Questo è il quinto dei motivi del fallimento del PSR

Mancanza di un sistema informativo regionale (unica regione in Italia a non averlo) che ha reso difficile se non impossibile le relazioni tra la struttura regionale e l’AGEA. Una totale mancanza di comunicazione che ha determinato un continuo rimpallo di competenze e responsabilità tra il Dipartimento Agricoltura, il SIAN (Sistema informativo agricolo Nazionale-AGEA, i CAA (Centro di assistenza agricolo) con in mezzo gli agricoltori che attendono il pagamento delle domande fatte.

Questo è il sesto dei motivi del fallimento del PSR

L’Assessore Dino Pepe non ha mai presidiato il Dipartimento agricoltura, è stato in perenne campagna elettorale (infatti, nonostante il disastro cui deve ritenersi responsabile è stato rieletto) non aveva una segreteria tecnica con personale competente che lo potessero supportare ad eccezione di alcuni giovani ed inesperti consulenti, che hanno imposto le loro idee del tutto fuori dalla realtà.

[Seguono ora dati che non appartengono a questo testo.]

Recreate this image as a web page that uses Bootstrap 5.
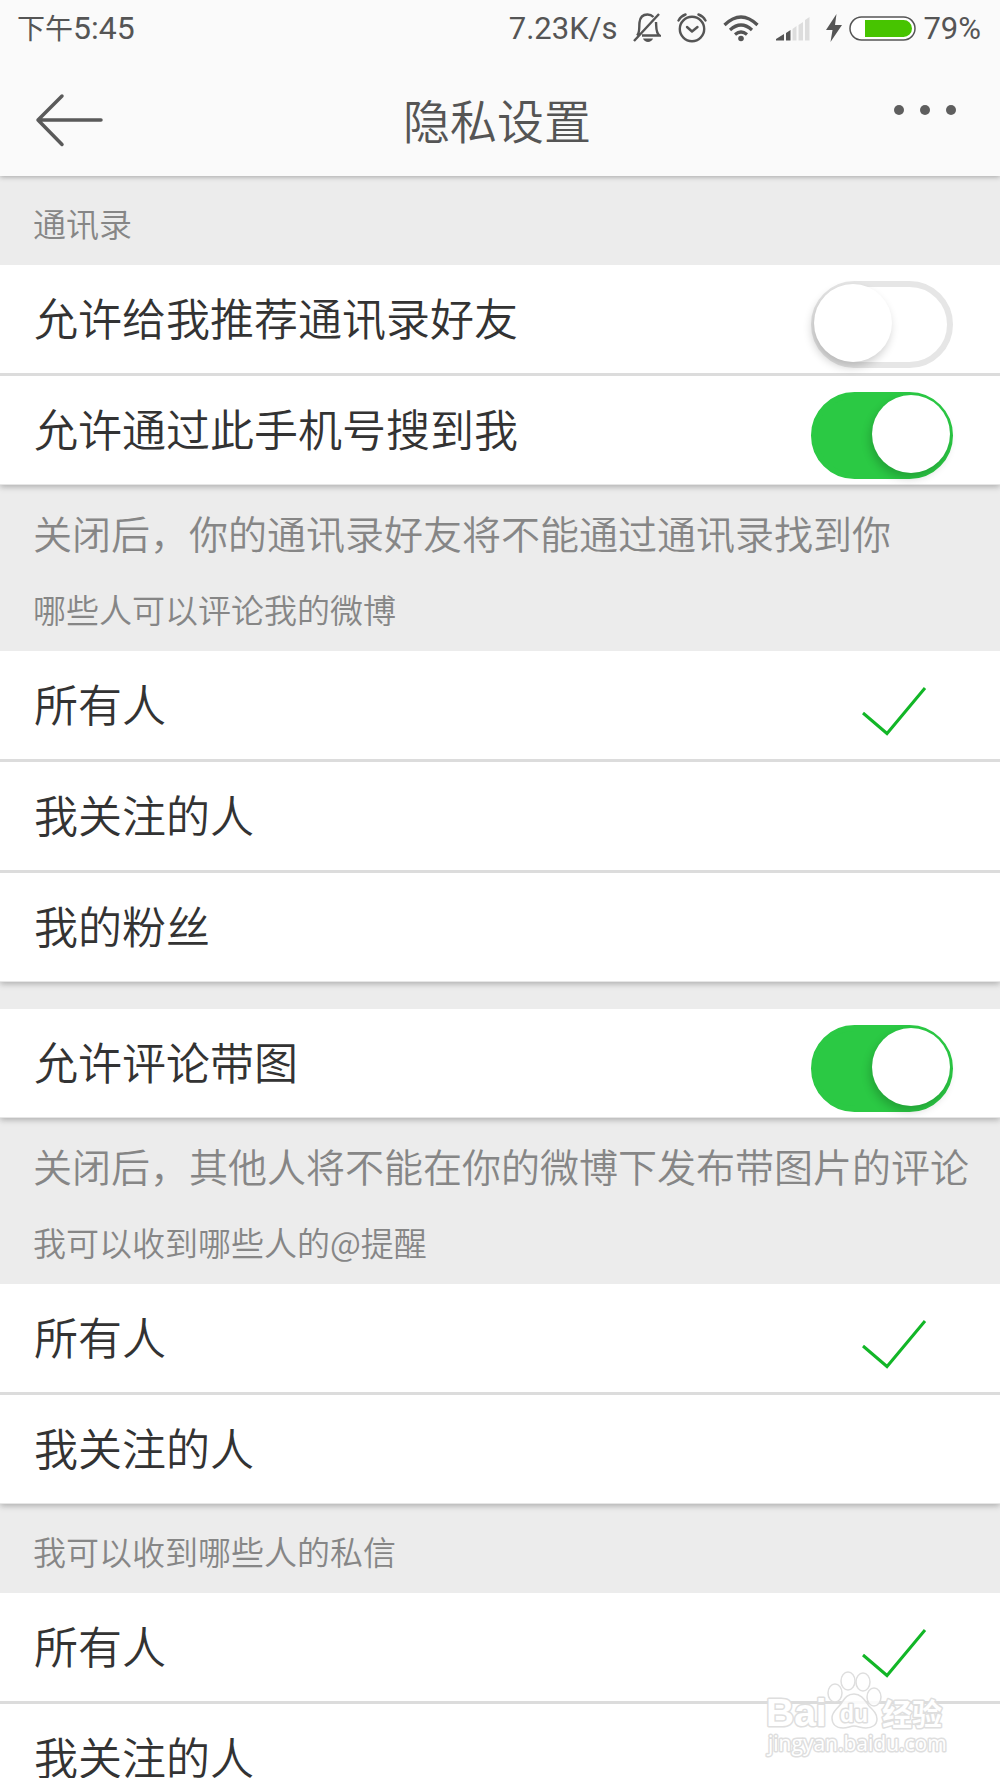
<!DOCTYPE html>
<html lang="zh-CN">
<head>
<meta charset="utf-8">
<meta name="viewport" content="width=device-width, initial-scale=1">
<title>隐私设置</title>
<link href="https://cdn.jsdelivr.net/npm/bootstrap@5.3.0/dist/css/bootstrap.min.css" rel="stylesheet">
<style>
  body { font-family: "Noto Sans CJK SC", sans-serif; font-weight: 350; background: #ececec; color: #333; }
  .app-top { background: #fafafa; color: #555; box-shadow: 0 1px 5px rgba(0,0,0,.3); z-index: 2; }
  .status-bar { height: 56px; padding: 2px 19px 0 17px; font-family: Roboto, "Noto Sans CJK SC", sans-serif; font-weight: 400; font-size: 31px; line-height: 56px; }
  .status-time { font-size: 32px; }
  .status-cjk { font-size: 28px; }
  .status-icons { gap: 16px; }
  .status-icons svg { margin-bottom: 2px; }
  .status-power { gap: 7px; }
  .title-bar { height: 120px; padding: 0 40px 0 34px; }
  .title-bar h1 { font-size: 47px; line-height: 64px; padding-top: 6px; font-weight: inherit; }
  .icon-button { width: 72px; height: 72px; color: inherit; }
  .icon-button svg { display: block; }
  .app-scroll { scrollbar-width: none; }
  .app-scroll::-webkit-scrollbar { display: none; }
  .group-title, .group-note { padding: 23px 0 0 33px; line-height: 48px; color: #868686; white-space: nowrap; }
  .group-title { font-size: 33px; padding-bottom: 18px; font-weight: inherit; }
  .group-note { font-size: 39px; padding-bottom: 6px; }
  .setting-group { border-bottom: 1px solid #e6e6e6; background: #fff; box-shadow: 0 2px 6px rgba(0,0,0,.26); clip-path: inset(0 0 -12px 0); }
  .setting-gap { margin-top: 27px; }
  .setting-item { min-height: 108px; padding: 0 47px 5px 34px; font-size: 44px; line-height: 60px; }
  .setting-item + .setting-item { border-top: 3px solid #dcdcdc; min-height: 111px; }
  .toggle { appearance: none; position: relative; flex: none; width: 142px; height: 87px; margin: 15px 0 0; border: 6px solid #e6e6e6; border-radius: 44px; background: #fff; }
  .toggle::before { content: ""; position: absolute; left: -3px; top: -3px; width: 78px; height: 78px; border-radius: 50%; background: #fff; box-shadow: -2px 5px 10px rgba(0,0,0,.2); }
  .toggle:checked { background: #2bc944; border-color: #2bc944; }
  .toggle:checked::before { left: 55px; }
  .tick { display: none; margin: 16px 26px 0 0; }
  .btn-check:checked ~ .tick { display: block; }
  .watermark { right: 50px; bottom: 18px; z-index: 3; pointer-events: none; }
</style>
<script src="https://cdn.jsdelivr.net/npm/bootstrap@5.3.0/dist/js/bootstrap.bundle.min.js"></script>
</head>
<body>
<svg class="d-none" aria-hidden="true">
  <symbol id="tick" viewBox="0 0 66 50"><path d="M2 27 26 47.500 64 2" fill="none" stroke="#12b627" stroke-width="3"/></symbol>
</svg>
<div class="vh-100 d-flex flex-column overflow-hidden position-relative">
  <header class="app-top position-relative flex-shrink-0">
    <div class="status-bar d-flex justify-content-between align-items-center">
      <div class="status-time"><span class="status-cjk">下午</span>5:45</div>
      <div class="status-icons d-flex align-items-center">
        <span>7.23K/s</span>
        <svg width="28" height="30" viewBox="0 0 28 30" fill="none" stroke="#555" stroke-width="2.400">
          <path d="M4 22.500C7 20 6 14 6.500 9.500C7 4.500 10 1.500 14.500 1.500C17 1.500 19 2.500 20.500 4M23 9C23.500 14 22.500 20 26.500 22.500H9M1 28 26 1"/>
          <path d="M10 25.500H20C18.500 30 11.500 30 10 25.500Z" fill="#555" stroke="none"/>
        </svg>
        <svg width="30" height="30" viewBox="0 0 30 30" fill="none" stroke="#555" stroke-width="2.400" stroke-linecap="round" stroke-linejoin="round">
          <circle cx="15" cy="16" r="12.200"/><path d="M10 14 15 18.500 20.500 14"/><path d="M1.500 7.500Q4 3 8.500 1.500M28.500 7.500Q26 3 21.500 1.500"/>
        </svg>
        <svg width="36" height="28" viewBox="0 0 36 28" fill="none" stroke="#555" stroke-width="3.200">
          <path d="M1.500 11Q18-5 34.500 11M7 16Q18 6 29 16M12 20.500Q18 15.500 24 20.500"/><circle cx="18" cy="24.500" r="2.800" fill="#555" stroke="none"/>
        </svg>
        <svg width="35" height="25" viewBox="0 0 35 25" fill="#ddd">
          <path d="M1 24.500V23L9 18V24.500ZM11 17 15.500 14V24.500H11Z" fill="#555"/>
          <path d="M17.500 13 21.500 10V24.500H17.500ZM23.500 9 28 6V24.500H23.500ZM30 4 34.500 1V24.500H30Z"/>
        </svg>
        <div class="status-power d-flex align-items-center">
          <svg width="16" height="28" viewBox="0 0 16 28"><path d="M10.500 0 0 16H6.500L4.500 28 16 11H9Z" fill="#555"/></svg>
          <svg width="67" height="25" viewBox="0 0 67 25">
            <rect x="1" y="1" width="65" height="23" rx="11.500" fill="#fff" stroke="#555" stroke-width="1.500"/>
            <path d="M16 4H54.500A8.500 8.500 0 0 1 54.500 21H16Z" fill="#47c400"/>
          </svg>
          <span>79%</span>
        </div>
      </div>
    </div>
    <div class="title-bar d-flex justify-content-between align-items-center">
      <button type="button" class="icon-button btn p-0 border-0" aria-label="返回">
        <svg width="72" height="72" viewBox="0 0 72 72" fill="none" stroke="#5a5a5a" stroke-width="3.500" stroke-linecap="round" stroke-linejoin="round"><path d="M67 40H4M28 16 4 40 28 64.500"/></svg>
      </button>
      <h1 class="m-0">隐私设置</h1>
      <button type="button" class="icon-button btn p-0 border-0" aria-label="更多">
        <svg width="72" height="72" viewBox="0 0 72 72" fill="#5e5e5e"><circle cx="11" cy="30" r="5"/><circle cx="37" cy="30" r="5"/><circle cx="63" cy="30" r="5"/></svg>
      </button>
    </div>
  </header>

  <main class="app-scroll flex-grow-1 overflow-auto">
    <h2 class="group-title m-0">通讯录</h2>
    <div class="setting-group">
      <label class="setting-item d-flex align-items-center justify-content-between">允许给我推荐通讯录好友<input class="toggle" type="checkbox" role="switch"></label>
      <label class="setting-item d-flex align-items-center justify-content-between">允许通过此手机号搜到我<input class="toggle" type="checkbox" role="switch" checked></label>
    </div>
    <p class="group-note m-0">关闭后，你的通讯录好友将不能通过通讯录找到你</p>

    <h2 class="group-title m-0">哪些人可以评论我的微博</h2>
    <div class="setting-group">
      <label class="setting-item d-flex align-items-center justify-content-between">所有人<input class="btn-check" type="radio" name="comment" checked><svg class="tick" width="66" height="50"><use href="#tick"/></svg></label>
      <label class="setting-item d-flex align-items-center justify-content-between">我关注的人<input class="btn-check" type="radio" name="comment"><svg class="tick" width="66" height="50"><use href="#tick"/></svg></label>
      <label class="setting-item d-flex align-items-center justify-content-between">我的粉丝<input class="btn-check" type="radio" name="comment"><svg class="tick" width="66" height="50"><use href="#tick"/></svg></label>
    </div>
    <div class="setting-group setting-gap">
      <label class="setting-item d-flex align-items-center justify-content-between">允许评论带图<input class="toggle" type="checkbox" role="switch" checked></label>
    </div>
    <p class="group-note m-0">关闭后，其他人将不能在你的微博下发布带图片的评论</p>

    <h2 class="group-title m-0">我可以收到哪些人的@提醒</h2>
    <div class="setting-group">
      <label class="setting-item d-flex align-items-center justify-content-between">所有人<input class="btn-check" type="radio" name="mention" checked><svg class="tick" width="66" height="50"><use href="#tick"/></svg></label>
      <label class="setting-item d-flex align-items-center justify-content-between">我关注的人<input class="btn-check" type="radio" name="mention"><svg class="tick" width="66" height="50"><use href="#tick"/></svg></label>
    </div>

    <h2 class="group-title m-0">我可以收到哪些人的私信</h2>
    <div class="setting-group">
      <label class="setting-item d-flex align-items-center justify-content-between">所有人<input class="btn-check" type="radio" name="message" checked><svg class="tick" width="66" height="50"><use href="#tick"/></svg></label>
      <label class="setting-item d-flex align-items-center justify-content-between">我关注的人<input class="btn-check" type="radio" name="message"><svg class="tick" width="66" height="50"><use href="#tick"/></svg></label>
    </div>
  </main>

  <svg class="watermark position-absolute" width="190" height="96" viewBox="0 0 190 96" fill="#fff" fill-opacity=".85" stroke="#dedede" stroke-width="1.500" aria-hidden="true">
    <ellipse cx="88" cy="17" rx="7" ry="9"/><ellipse cx="103" cy="18" rx="7" ry="9"/><ellipse cx="75" cy="29" rx="7" ry="9"/><ellipse cx="114" cy="33" rx="7" ry="9"/>
    <path d="M94 30C102 30 105 37 109 42C114 47 117 50 117 55C117 61 112 64 106 64C101 64 98 62 94 62C90 62 88 64 83 64C76 64 72 60 72 54C72 48 76 46 80 41C84 36 86 30 94 30Z"/>
    <g paint-order="stroke" fill-opacity="1" stroke-width="3" stroke-linejoin="round" font-weight="700">
      <text x="6" y="62" font-family="Liberation Sans, sans-serif" font-size="39">Bai</text>
      <text x="80" y="58" font-family="Liberation Sans, sans-serif" font-size="23">du</text>
      <text x="122" y="61" font-family="Noto Sans CJK SC, sans-serif" font-size="30">经验</text>
      <text x="8" y="87" font-family="Open Sans, sans-serif" font-size="21" font-weight="400">jingyan.baidu.com</text>
    </g>
  </svg>
</div>
</body>
</html>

La presenza ingombrante e invasiva del Presidente D’Alfonso, il direttore del Dipartimento che ha impostato le procedure dei bandi e delle istruttorie improntate alla pedissequa applicazione di rigidissimi protocolli e criteri meramente burocratici, fonte di numerosissimi contenziosi e blocchi delle procedure.

Le nostre proposte al nuovo assessore Imprudente

·         Innanzitutto di presidiare il Dipartimento che ha bisogno di una guida salda perché è sempre la politica che fa la scelta sulle priorità;

  • Con il nuovo direttore del Dipartimento deve avviare un’interlocuzione con il Ministero e con la Commissione europea per trovare una exit strategy modificando il PSR, semplificando e eliminando misure ed azioni e, per le misure strutturali, avviare bandi a sportello.
  • concentrare l’intera struttura del Dipartimento alla conclusione delle istruttorie dell’ammissibilità di tutti i bandi in itinere e alla pubblicazione delle graduatorie in modo da accelerare al massimo la spesa del programma;
  • ricostituire e rendere operativo il gruppo di lavoro formato da funzionari regionali, AGEA, SIN e tecnici dei CAA per risolvere le anomalie sulle istruttorie delle domande a superficie riferite agli anni 2016/2017/2018; accelerare la liquidazione delle misure a superficie non pagate: agricoltura integrata, semina su sodo.
  • considerato i tempi per le domande pacchetto giovani (ancora oggi non istruite!!!!) sarebbe indispensabile, nel prossimo bando, allungare da 6 mesi a 24 mesi la data dell’insediamento.
  • Chiediamo che il Tavolo Verde, sia a livello tecnico sia politico sia aperto in via permanente per esaminare le questioni sollevate.